A oto przepisy, może ktoś się skusi, wszyscy twierdzą że są przepyszne.
SEREK A'LA MOCARELLA.
Zagotować 1 litr mleka koziego. Gdy tylko zacznie się gotować na małym ogniu z miejsca wyłączamy palnik.
Studzimy lekko i dodajemy 2 l. mleka koziego kwaśnego, lekko podgrzewamy. Gdy tylko zobaczymy że zaczyna się gotować, zdejmujemy z palnika. Studzimy, odcedzamy kilka godzin- ja robię to na sitku, nie lubię bardzo suchego, więc niczym nie przyduszam, odcedza się naturalnie ile skapnie. Jak przestygnie i będzie w miarę zimne na talerzyk i do lodówki, najlepiej na noc. Na drugi dzień ma konsystencję i smak przypominający lekko Mozzarellę.
SEREK A'LA ALMETTE.
Jest to ten serek, który jest na zdjęciu niżej.

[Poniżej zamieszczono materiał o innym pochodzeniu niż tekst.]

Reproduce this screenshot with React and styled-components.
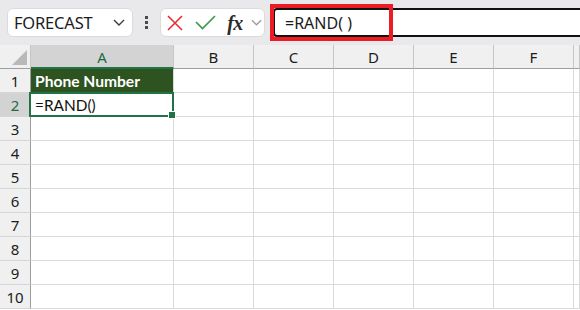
import React from "react";
import styled, { createGlobalStyle } from "styled-components";

const GlobalStyle = createGlobalStyle`
  html, body { margin: 0; padding: 0; background: #ffffff; overflow: hidden; }
  * { box-sizing: border-box; }
`;

const Page = styled.div`
  width: 580px;
  height: 310px;
  overflow: hidden;
  background: #ffffff;
  font-family: "Noto Sans", "Open Sans", sans-serif;
`;

const Toolbar = styled.div`
  height: 45px;
  background: #e9e8ea;
  display: flex;
  align-items: center;
  padding-left: 7px;
`;

const Pill = styled.div`
  flex: none;
  height: 29px;
  width: ${(p) => p.$w}px;
  background: #ffffff;
  border: 1px solid #dcdadd;
  border-radius: 6px;
  display: flex;
  align-items: center;
`;

const NameText = styled.span`
  font-size: 16.5px;
  color: #1b1b1b;
  padding-left: 6px;
  flex: 1;
  letter-spacing: -0.2px;
`;

const Chevron = styled.svg`
  display: block;
  flex: none;
  margin-right: ${(p) => p.$mr}px;
`;

const Dots = styled.div`
  flex: none;
  width: 27px;
  display: flex;
  flex-direction: column;
  align-items: center;
  gap: 2px;
  span {
    width: 3px;
    height: 3px;
    background: #4a4a4a;
  }
`;

const IconSlot = styled.div`
  width: ${(p) => p.$w}px;
  display: flex;
  justify-content: center;
  align-items: center;
`;

const Fx = styled.span`
  font-family: "Liberation Serif", "DejaVu Serif", serif;
  font-style: italic;
  font-weight: bold;
  font-size: 20px;
  color: #2b2b2b;
  letter-spacing: -0.5px;
  line-height: 1;
`;

const BarWrap = styled.div`
  position: relative;
  flex: 1;
  min-width: 0;
  height: 45px;
  display: flex;
  align-items: center;
  padding-left: 8px;
`;

const FormulaInput = styled.div`
  flex: 1;
  height: 29px;
  margin-right: -10px;
  background: #ffffff;
  border: 2px solid #111111;
  border-radius: 4px;
  display: flex;
  align-items: center;
  padding-left: 10px;
  font-size: 16px;
  color: #1b1b1b;
`;

const Highlight = styled.div`
  position: absolute;
  left: 5px;
  top: 4px;
  width: 123px;
  height: 37px;
  border: 4px solid #ec1c24;
  pointer-events: none;
`;

const Grid = styled.div`
  display: grid;
  grid-template-columns: 31px 143px repeat(5, 80px) 1fr;
  grid-auto-rows: 24px;
`;

const Corner = styled.div`
  background: #f0f0f0;
  border-right: 1px solid #c6c6c6;
  border-bottom: 1px solid #9e9e9e;
  position: relative;
  &::after {
    content: "";
    position: absolute;
    right: 3px;
    bottom: 3px;
    width: 0;
    height: 0;
    border-left: 15px solid transparent;
    border-bottom: 15px solid #b9b9b9;
  }
`;

const ColHead = styled.div`
  background: ${(p) => (p.$sel ? "#d3d3d3" : "#f0f0f0")};
  color: ${(p) => (p.$sel ? "#1d6b40" : "#1b1b1b")};
  border-right: 1px solid #c6c6c6;
  border-bottom: ${(p) => (p.$sel ? "2px solid #217346" : "1px solid #9e9e9e")};
  display: flex;
  align-items: center;
  justify-content: center;
  font-size: 15px;
  padding-top: ${(p) => (p.$sel ? "1px" : "0")};
`;

const RowHead = styled.div`
  background: ${(p) => (p.$sel ? "#d3d3d3" : "#f0f0f0")};
  color: ${(p) => (p.$sel ? "#1d6b40" : "#1b1b1b")};
  border-right: 1px solid #9e9e9e;
  border-bottom: 1px solid #d6d6d6;
  display: flex;
  align-items: center;
  justify-content: center;
  font-size: 15px;
`;

const Cell = styled.div`
  border-right: 1px solid #dadada;
  border-bottom: 1px solid #dadada;
  background: ${(p) => (p.$fill ? "#2c5320" : "#ffffff")};
  color: ${(p) => (p.$fill ? "#ffffff" : "#111111")};
  font-family: "Lato", "Open Sans", sans-serif;
  font-weight: ${(p) => (p.$bold ? 700 : 400)};
  font-size: ${(p) => (p.$bold ? 15.6 : 15.4)}px;
  display: flex;
  align-items: center;
  padding-left: 4px;
  white-space: nowrap;
  position: relative;
`;

const ActiveCell = styled(Cell)`
  &::after {
    content: "";
    position: absolute;
    left: -2px;
    top: -1px;
    right: -1px;
    bottom: -1px;
    border: 2px solid #217346;
    pointer-events: none;
  }
  &::before {
    content: "";
    position: absolute;
    right: -3px;
    bottom: -3px;
    width: 6px;
    height: 6px;
    background: #217346;
    border: 1px solid #ffffff;
    z-index: 1;
  }
`;

const cols = ["A", "B", "C", "D", "E", "F", ""];

function ChevronIcon({ w = 12, h = 7, mr = 0, color = "#3a3a3a" }) {
  return (
    <Chevron $mr={mr} width={w} height={h} viewBox="0 0 12 7">
      <polyline points="1,1 6,6 11,1" fill="none" stroke={color} strokeWidth="1.4" />
    </Chevron>
  );
}

export default function App() {
  const rows = [1, 2, 3, 4, 5, 6, 7, 8, 9, 10];
  return (
    <Page>
      <GlobalStyle />
      <Toolbar>
        <Pill $w={126}>
          <NameText>FORECAST</NameText>
          <ChevronIcon mr={7} />
        </Pill>
        <Dots>
          <span />
          <span />
          <span />
        </Dots>
        <Pill $w={105}>
          <IconSlot $w={27}>
            <svg width="16" height="16" viewBox="0 0 16 16">
              <path d="M1 1 L15 15 M15 1 L1 15" stroke="#e52f36" strokeWidth="1.6" fill="none" />
            </svg>
          </IconSlot>
          <IconSlot $w={34}>
            <svg width="21" height="15" viewBox="0 0 21 15">
              <polyline points="1,7 7.5,13.5 20,1" stroke="#3b9b4f" strokeWidth="1.7" fill="none" />
            </svg>
          </IconSlot>
          <IconSlot $w={26}>
            <Fx>fx</Fx>
          </IconSlot>
          <IconSlot $w={16}>
            <ChevronIcon w={11} h={7} color="#9a9a9a" />
          </IconSlot>
        </Pill>
        <BarWrap>
          <FormulaInput>=RAND( )</FormulaInput>
          <Highlight />
        </BarWrap>
      </Toolbar>
      <Grid>
        <Corner />
        {cols.map((c, i) => (
          <ColHead key={"h" + i} $sel={c === "A"}>
            {c}
          </ColHead>
        ))}
        {rows.map((r) => (
          <React.Fragment key={r}>
            <RowHead $sel={r === 2}>{r}</RowHead>
            {cols.map((c, i) => {
              if (r === 1 && c === "A")
                return (
                  <Cell key={c + r} $fill $bold>
                    Phone Number
                  </Cell>
                );
              if (r === 2 && c === "A") return <ActiveCell key={c + r}>=RAND()</ActiveCell>;
              return <Cell key={c + r + i} />;
            })}
          </React.Fragment>
        ))}
      </Grid>
    </Page>
  );
}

Zrobiłam go z 4 litrów mleka.
1,5 litra to kozie kwaśne mleko, a pozostałe 2,5 lista słodkie kozie mleko.
Słodkie mleko zagotowałam, dodałam kwaśne, lekko podgotowałam. Gdy tylko zaczęło się gotować zdejmuję z palnika. Odcedzam na sitku kilka godzin. Gdy serek będzie lekko zimny i odcedzony wykładam na talerz i do lodówki. Za każdym razem odcedzam naturalne bez odciskania, tyle ile ścieknie z sitka.
Z 4 litrów mleka wyszły mi dwa serki, jeden na dość duży na dużym talerzu obiadowym, a drugi na małym spodeczku waga ok 20-30 dkg i rozsmarowują się podobnie jak Almette.